Announcing the release of Samza 1.0
We’re thrilled to announce to the release of Apache Samza 1.0.
Today Samza forms the backbone of hundreds of real-time production
applications across a multitude of companies, such as LinkedIn, VMWare,
Slack, Redfin among many others. This release of Samza adds a variety of
features and capabilities to Samza’s existing arsenal, coupled with new
and improved documentation, code snippets, examples, and a
brand-new website design! Here are a few selected highlights:
-
Stable high level APIs that allow creating complex processing
pipelines with ease. -
Beam Samza Runner now marries Beam’s best in class support for
EventTime based windowed processing and sophisticated triggering
with Samza’s stable and scalable stateful processing model. -
Table API that provides a common abstraction for accessing
remote or local databases. Developers are now able to “join” an
input event stream with such a Table. -
Integration Test Framework to enable effortless testing of Samza
jobs without deploying a Kafka, Yarn, or Zookeeper cluster. -
Support for Apache Log4j2 allowing improved logging performance,
customization, and efficiency. -
Upgraded Kafka client and consumer.
-
An interactive shell for Samza SQL for seamless formulation,
development, and testing of SamzaSQL queries. -
Side-input support that allows using log-compacted data sources
to populate KV state for Samza applications. -
An improved website with detailed documentation and lots of code
samples!
In addition, Samza 1.0 brings numerous bug-fixes, upgrades, and
improvements listed below.
New features
Samza 1.0 brings full-feature support for the following:
Improved Stable High Level APIs
Samza 1.0 brings Descriptor APIs that allows applications to specify
their input and output systems and streams in code. Samza’s new
Context APIs provide applications unified access to job-level,
container-level, task-level, and application-level context and
capabilities. This also simplifies Samza’s ApplicationRunner
interface.
This API evolution requires a few simple modifications to application
code, which we describe in detail in our upgrade steps
Beam Runner Support
Samza’s Beam Runner enables executing Beam pipelines over Samza. This
enables Samza applications to create complex processing pipelines that
require event-time based processing, varying types of event-time based
windowing, and more. This feature is supported in both the YARN and
standalone deployment models.
Joining Streams and Tables
Samza’s Table API provides developers with unified access to local
and remote data sources such as Key-Value stores or web services,
while providing features such as rate-limiting, throttling, and
caching capabilities. This provides first-class API primitives for
building Stream-Table join jobs. Learn more about the use, semantics,
and examples for Table API here.
Test Samza without ZK, Yarn or Kafka
Samza 1.0 brings a test framework that allows testing Samza applications
using in-memory input and output. Users can now setup test and
testing pipelines for their applications without needing to setup any
other services, such as Kafka, YARN, or Zookeeper.
Log4J2 support
Samza now supports Apache Log4j 2 for system and application logging.

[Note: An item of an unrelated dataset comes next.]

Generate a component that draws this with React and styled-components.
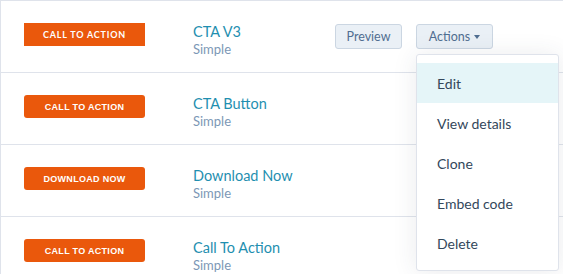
import React from "react"
import styled, { createGlobalStyle } from "styled-components"

const GlobalStyle = createGlobalStyle`
  body {
    margin: 0;
    background: #ffffff;
    font-family: Lato, "Open Sans", sans-serif;
  }
`

const rows = [
  { label: "CALL TO ACTION", name: "CTA V3", type: "Simple", square: true, actions: true },
  { label: "CALL TO ACTION", name: "CTA Button", type: "Simple", arial: true },
  { label: "DOWNLOAD NOW", name: "Download Now", type: "Simple", arial: true },
  { label: "CALL TO ACTION", name: "Call To Action", type: "Simple", arial: true },
]

const menuItems = ["Edit", "View details", "Clone", "Embed code", "Delete"]

const Table = styled.div`
  border-top: 1px solid #dfe3eb;
  border-left: 1px solid #dfe3eb;
  width: 563px;
  box-sizing: border-box;
`

const Row = styled.div`
  display: flex;
  align-items: flex-start;
  height: 71px;
  border-bottom: 1px solid #dfe3eb;
  padding-left: 23px;
`

const CtaButton = styled.div`
  margin-top: 22px;
  width: 121px;
  height: 23px;
  display: flex;
  align-items: center;
  justify-content: center;
  background: #ea580c;
  border-radius: ${p => (p.$square ? "0" : "3px")};
  color: #fff;
  font-family: ${p => (p.$arial ? '"Liberation Sans", Arial, sans-serif' : 'Lato, sans-serif')};
  font-weight: 700;
  font-size: 9px;
  letter-spacing: ${p => (p.$arial ? "0.3px" : "0.8px")};
`

const NameCell = styled.div`
  margin-left: 48px;
  margin-top: 22px;
  width: 142px;
  display: flex;
  flex-direction: column;
`

const Title = styled.span`
  color: #1f8fb0;
  font-size: 14.5px;
  line-height: 17px;
`

const Subtitle = styled.span`
  color: #7c98b6;
  font-size: 13px;
  line-height: 15px;
  margin-top: 2px;
`

const Actions = styled.div`
  display: flex;
  gap: 14px;
  margin-top: 23px;
  position: relative;
`

const GhostButton = styled.button`
  height: 25px;
  padding: 0;
  width: ${p => p.$w}px;
  background: #eaf0f6;
  border: 1px solid #cbd6e2;
  border-radius: 3px;
  color: #506e91;
  font-family: Lato, sans-serif;
  font-size: 12.5px;
  display: flex;
  align-items: center;
  justify-content: center;
  gap: 4px;
`

const Caret = styled.span`
  width: 0;
  height: 0;
  border-left: 3.5px solid transparent;
  border-right: 3.5px solid transparent;
  border-top: 4px solid #506e91;
  margin-top: 1px;
`

const Menu = styled.div`
  position: absolute;
  top: 30px;
  left: 81px;
  width: 143px;
  box-sizing: border-box;
  padding: 8px 0 7px;
  background: #fff;
  border: 1px solid #dfe3eb;
  border-radius: 3px;
  box-shadow: 0 1px 24px rgba(45, 62, 80, 0.1);
  z-index: 2;
`

const MenuItem = styled.div`
  height: 40px;
  display: flex;
  align-items: center;
  padding-left: 20px;
  color: #33475b;
  font-size: 14px;
  background: ${p => (p.$active ? "#e5f5f8" : "transparent")};
`

export default function App() {
  return (
    <>
      <GlobalStyle />
      <Table>
        {rows.map((r, i) => (
          <Row key={i}>
            <CtaButton $square={r.square} $arial={r.arial}>{r.label}</CtaButton>
            <NameCell>
              <Title>{r.name}</Title>
              <Subtitle>{r.type}</Subtitle>
            </NameCell>
            {r.actions && (
              <Actions>
                <GhostButton $w={67}>Preview</GhostButton>
                <GhostButton $w={77}>
                  Actions <Caret />
                </GhostButton>
                <Menu>
                  {menuItems.map((m, j) => (
                    <MenuItem key={m} $active={j === 0}>{m}</MenuItem>
                  ))}
                </Menu>
              </Actions>
            )}
          </Row>
        ))}
      </Table>
    </>
  )
}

Log4j 2 is an upgrade to Log4j that provides significant improvements
over its predecessor, Log4j 1.x, such as better throughput and latency,
custom log levels, and a pluggable logging architecture.
Kafka upgrade
This release upgrades Samza to use Kafka’s high-level consumer (Kafka
v0.11.1.62). This brings latency and throughput benefits for Samza
applications that consume from Kafka, in addition to bug-fixes. This
also means Samza applications can now better their utilization of the
underlying Kafka cluster.
SamzaSQL Shell
SamzaSQL now provides a shell for users to type-in their SQL queries,
while Samza does the heavy-lifting of wiring the inputs and outputs, and
sizing the application in the background. This is great for testing and
experimenting with queries while formulating your application-logic,
specially suited for data-scientists and tinkerers.
Side-inputs
Samza 1.0 brings the ability to leverage existing log-compacted data
sources (e.g., Kafka topics) to populate KV state for Samza
applications. If your data processing pipeline involves Hadoop-to-Kafka
push, this feature alleviates the need for your Samza job to create
separate Kafka-topics to back KV state.
Improved website, documentation, and samples
We’ve re-designed the Samza website making it easier to find details on
key Samza concepts and patterns. All documentation has been revised and
rewritten, keeping in mind the feedback we got from our customers. We’ve
revised and added sample application code to showcase Samza 1.0 and the
use of its new APIs.
Enhancements and Upgrades
This release brings the following enhancements, upgrades, and
capabilities:
API enhancements and simplifications
SAMZA-1789: unify ApplicationDescriptor and ApplicationRunner for high-
and low-level APIs in YARN and standalone environment
SAMZA-1804: System and stream descriptors
SAMZA-1858: Public APIs for shared context
SAMZA-1763: Add async methods to Table API
SAMZA-1786: Introduce the metadata store abstraction
SAMZA-1859: Zookeeper implementation of MetadataStore
SAMZA-1788: Add the LocationIdProvider abstraction
Upgrades and Bug-fixes
SAMZA-1768: Handle corrupted OFFSET file
SAMZA-1817: Long classpath support for non-split deployments
SAMZA-1719: Add caching support to table-API
SAMZA-1783: Add Log4j2 functionality in Samza
SAMZA-1868: Refactor KafkaSystemAdmin from using SimpleConsumer
SAMZA-1776: Refactor KafkaSystemConsumer to remove the usage of
deprecated SimpleConsumer client
SAMZA-1730: Adding state validation in StreamProcessor before any
lifecycle operation and group coordination
SAMZA-1695: Clear events in ScheduleAfterDebounceTime on session
expiration
SAMZA-1647: Fix race conditions in StreamProcessor
SAMZA-1371: Some Samza Containers get stuck at \“Starting BrokerProxy\”
SAMZA-1648: Integration Test Framework & Collection Stream Impl
SAMZA-1748: Failure tests in the standalone deployment
A source download of Samza 1.0 is available here, and in Apache’s Maven repository.
Community Developments
A symposium
on Stream processing with Apache Samza and Apache Kafka was held on July
19th and on October 23rd. Both were attended by more than 350
participants from across the industry. It featured in-depth talks on
Samza’s Beam integration, its use at LinkedIn for real-time
notifications, a talk on Kafka-replication at Uber, and Kafka cruise
control, and many others.
Samza was also the focus of a talk at Strange Loop'18,
focussing in depth on its scalability, performance, extensibility, and
programmability.